La previdenza complementare è una seconda pensione che integra quella che verrà erogata, nel momento del pensionamento, dall’ente pubblico. Obiettivo di questa forma di previdenza, la cui adesione è facoltativa, è dare una risposta al progressivo impoverimento della pensione pubblica frutto delle riforme degli ultimi anni. Difatti, l’attuale sistema di calcolo contributivo, esteso nei confronti di tutti i lavoratori con la riforma del 2011, non potrà infatti garantire rendite previdenziali adeguate ed in linea con gli ultimi stipendi percepiti.
L’attuale sistema di previdenza complementare si identifica in due distinte forme di adesione: quella collettiva, data tramite l’iscrizione ai fondi negoziali sindacali (che convengono per i bassi costi di gestione e per il contributo aggiuntivo a carico del datore di lavoro) e quella individuale, data tramite l’iscrizione a fondi di carattere assicurativo offerti dalle banche, assicurazioni, poste, etc.

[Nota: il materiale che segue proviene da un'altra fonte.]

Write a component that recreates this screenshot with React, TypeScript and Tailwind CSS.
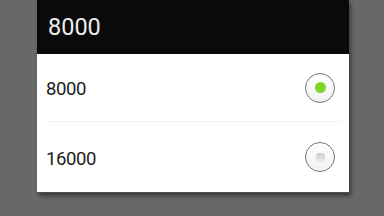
export default function App() {
  return (
    <div className="h-[216px] w-[384px] overflow-hidden bg-[#686868] pl-[37px] font-['Roboto',sans-serif]">
      <div className="w-[312px] border-b border-[#505050] bg-white shadow-[2px_3px_4px_rgba(0,0,0,0.45)]">
        <div className="flex h-[54px] items-center bg-[#0a0a0a] pl-[11px] pt-[2px] text-[23.5px] leading-none text-[#ececec]">
          8000
        </div>
        <Row label="8000" checked height="h-[67px]" />
        <div className="mx-[8px] h-px bg-[#f3f3f3]" />
        <Row label="16000" height="h-[70px]" />
      </div>
    </div>
  );
}

function Row({
  label,
  checked,
  height,
}: {
  label: string;
  checked?: boolean;
  height: string;
}) {
  return (
    <div className={`flex ${height} items-center justify-between pl-[9px] pr-[14px]`}>
      <span className="pt-[4px] text-[18.5px] leading-none tracking-[-0.4px] text-[#1c1c1c]">
        {label}
      </span>
      <span className="flex h-[30px] w-[30px] items-center justify-center rounded-full border-[1.75px] border-[#747474] bg-gradient-to-b from-white to-[#f2f2f2]">
        {checked ? (
          <span className="h-[11px] w-[11px] rounded-full bg-[#7fd52a]" />
        ) : (
          <span className="h-[9px] w-[9px] rounded-[3px] bg-gradient-to-b from-[#cfcfcf] to-[#ececec]" />
        )}
      </span>
    </div>
  );
}
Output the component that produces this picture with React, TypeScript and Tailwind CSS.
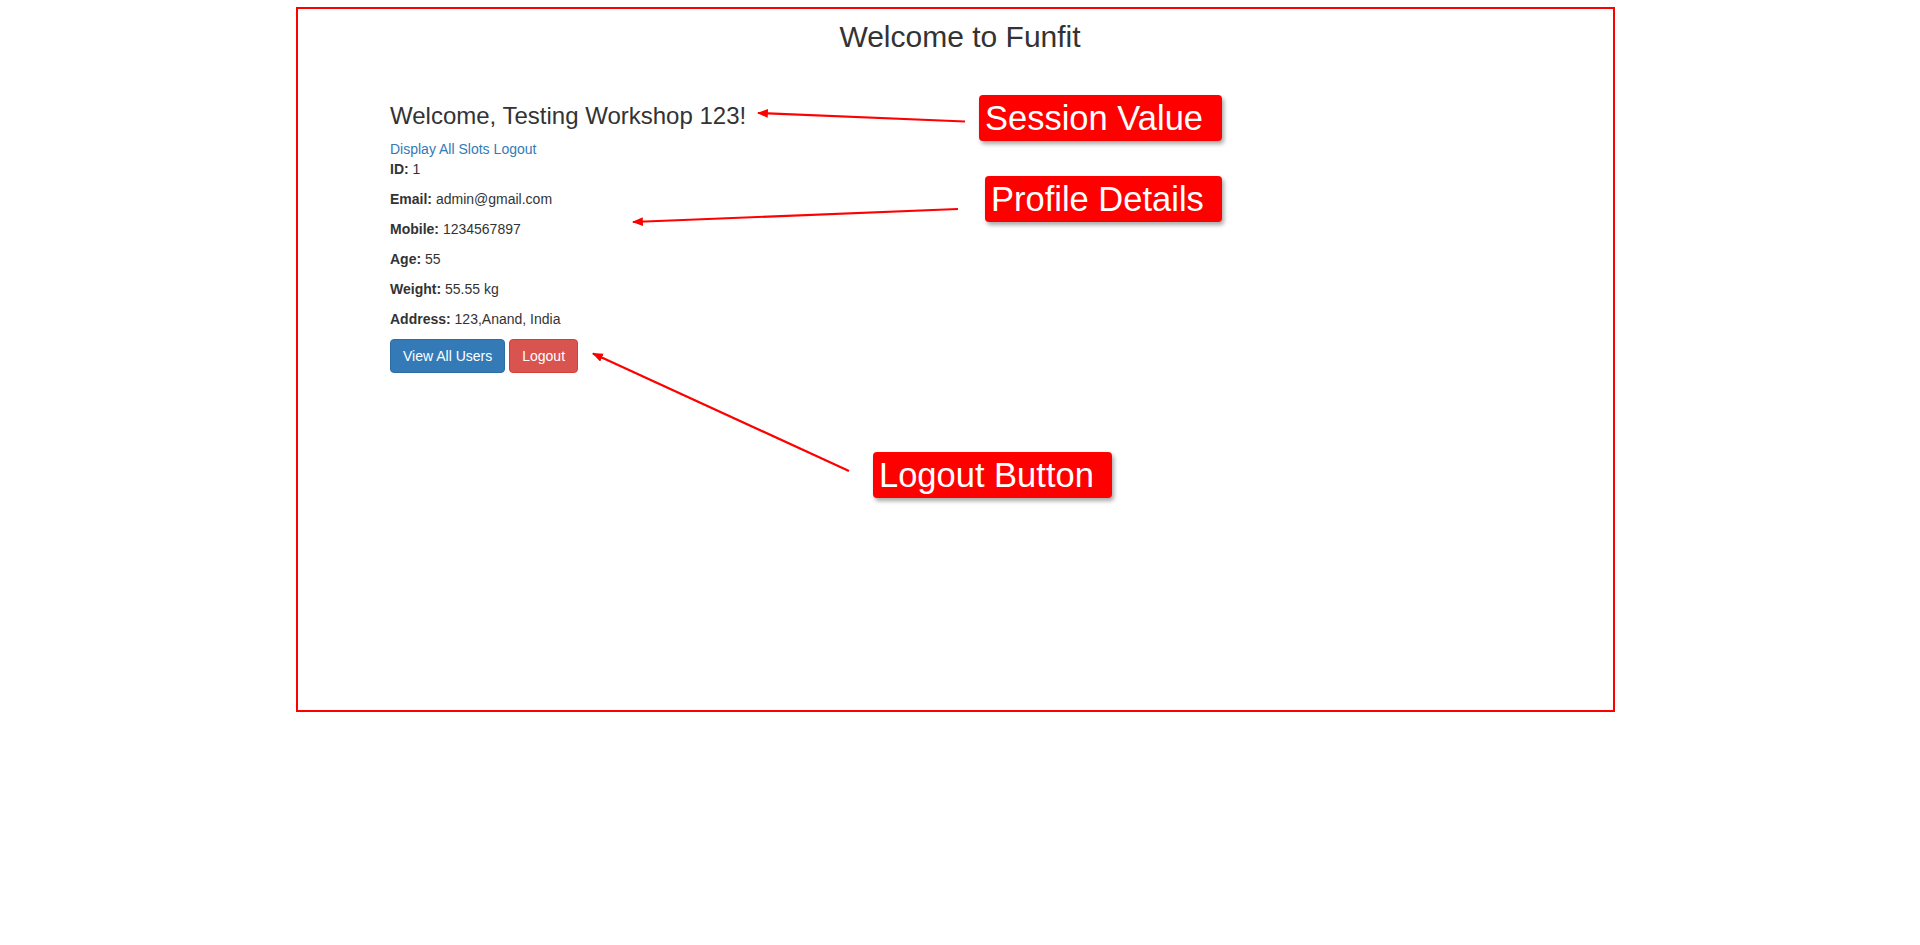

> I nostri contributi vengono gestiti con un sistema finanziario a capitalizzazione, ossia i contributi versati oggi vengono investiti in un proprio ‘‘cassetto previdenziale individuale’’ che daranno frutto un domani ad un mix di rendita e/o capitale. Mentre con l’Inps, i nostri contributi, vengono gestiti con un sistema a ripartizione, ossia i contributi versati oggi, servono per pagare le pensioni e prestazioni attuali.
> Per beneficiare del vantaggio fiscale: i contributi versati al Fondo Pensione vengono dedotti dal reddito imponibile, entro il limite di € 5.164,57 annui (Ai lavoratori di prima occupazione successiva al 1° gennaio 2007, nel limite dei primi cinque anni di iscrizione ad un fondo pensione complementare, è consentito, nei venti anni successivi al quinto anno di iscrizione a tali fondi, dedurre dal reddito complessivo contributi eccedenti il limite di € 5.164,67 pari alla differenza tra l’importo di € 25.822,85 ed i contributi effettivamente versati nei primi cinque anni di partecipazione alle forme pensionistiche complementari e comunque per un importo non superiore a € 2.582,29 annuo.)
> La tua posizione contributiva viene alimentata con il tuo TFR e, in aggiunta, solo se aderisci ad un fondo pensione, l’azienda versa un ulteriore quota a suo carico.
1 Entro sei mesi dalla data si assunzione, il lavoratore può decidere se destinare il proprio TFR maturando a forme di previdenza complementare (compilando gli appositi modelli e avendo cura di scrivere il fondo a cui si aderisce) o mantenerlo presso il datore di lavoro.
2 Nelle aziende con più di 50 dipendenti, se il lavoratore opta per mantenere il TFR in azienda, questo verrà obbligatoriamente versato al Fondo di Tesoreria gestito dall’Inps (Fondinps)
3 Nel caso in cui il lavoratore non esprima alcuna scelta nei tempi previsti, scatta il meccanismo del c.d. “silenzio assenso” e il datore di lavoro è tenuto a conferire la quota di TFR maturato dalla data di assunzione secondo la seguente lista di priorità:
1. alla forma pensionistica prevista dal Ccnl;
2. se assente o in presenza di più forme, al fondo nel quale abbia aderito il maggior numero di lavoratori dell’azienda;
3. se ancora non è possibile individuare il fondo, il TFR deve essere destinato al fondo residuale Fondinps.
Ci sono diversi fondi pensione a cui puoi aderire, a seconda del tipo di contratto applicato:
Fondo per i dipendenti di cooperative di trasformazione dei prodotti agricoli e zootecnici e lavorazione prodotti alimentari, per i dipendenti da cooperative e consorzi agrari, forestali (compresi i lavoratori dipendenti dall’Uncem), per i lavoratori addetti ai lavori di sistemazione idraulico-forestale ed idraulicoagraria, e pesca.
Fondo pensione complementare riservato ai lavoratori dell’industria alimentare e dei settori affini (industria olearia e margariniera, industria dei sottoprodotti della macellazione, industria lattiero-casearia delle centrali del latte pubbliche, industria della panificazione, industria della lavorazione della foglia del tabacco secco allo stato sciolto, contoterzismo in agricoltura).
Fondo integrativo pensionistico per i lavoratori dipendenti occupati in Veneto nell’artigianato e nell’industria (Ccnl Confindustria e Ccnl Confapi) e per i lavoratori autonomi occupati in Veneto (artigiani autonomi, coltivatori diretti, Co.Co.Co., Co.Co.Pro., liberi professionisti con P.Iva senza cassa previdenziale, associati in partecipazione).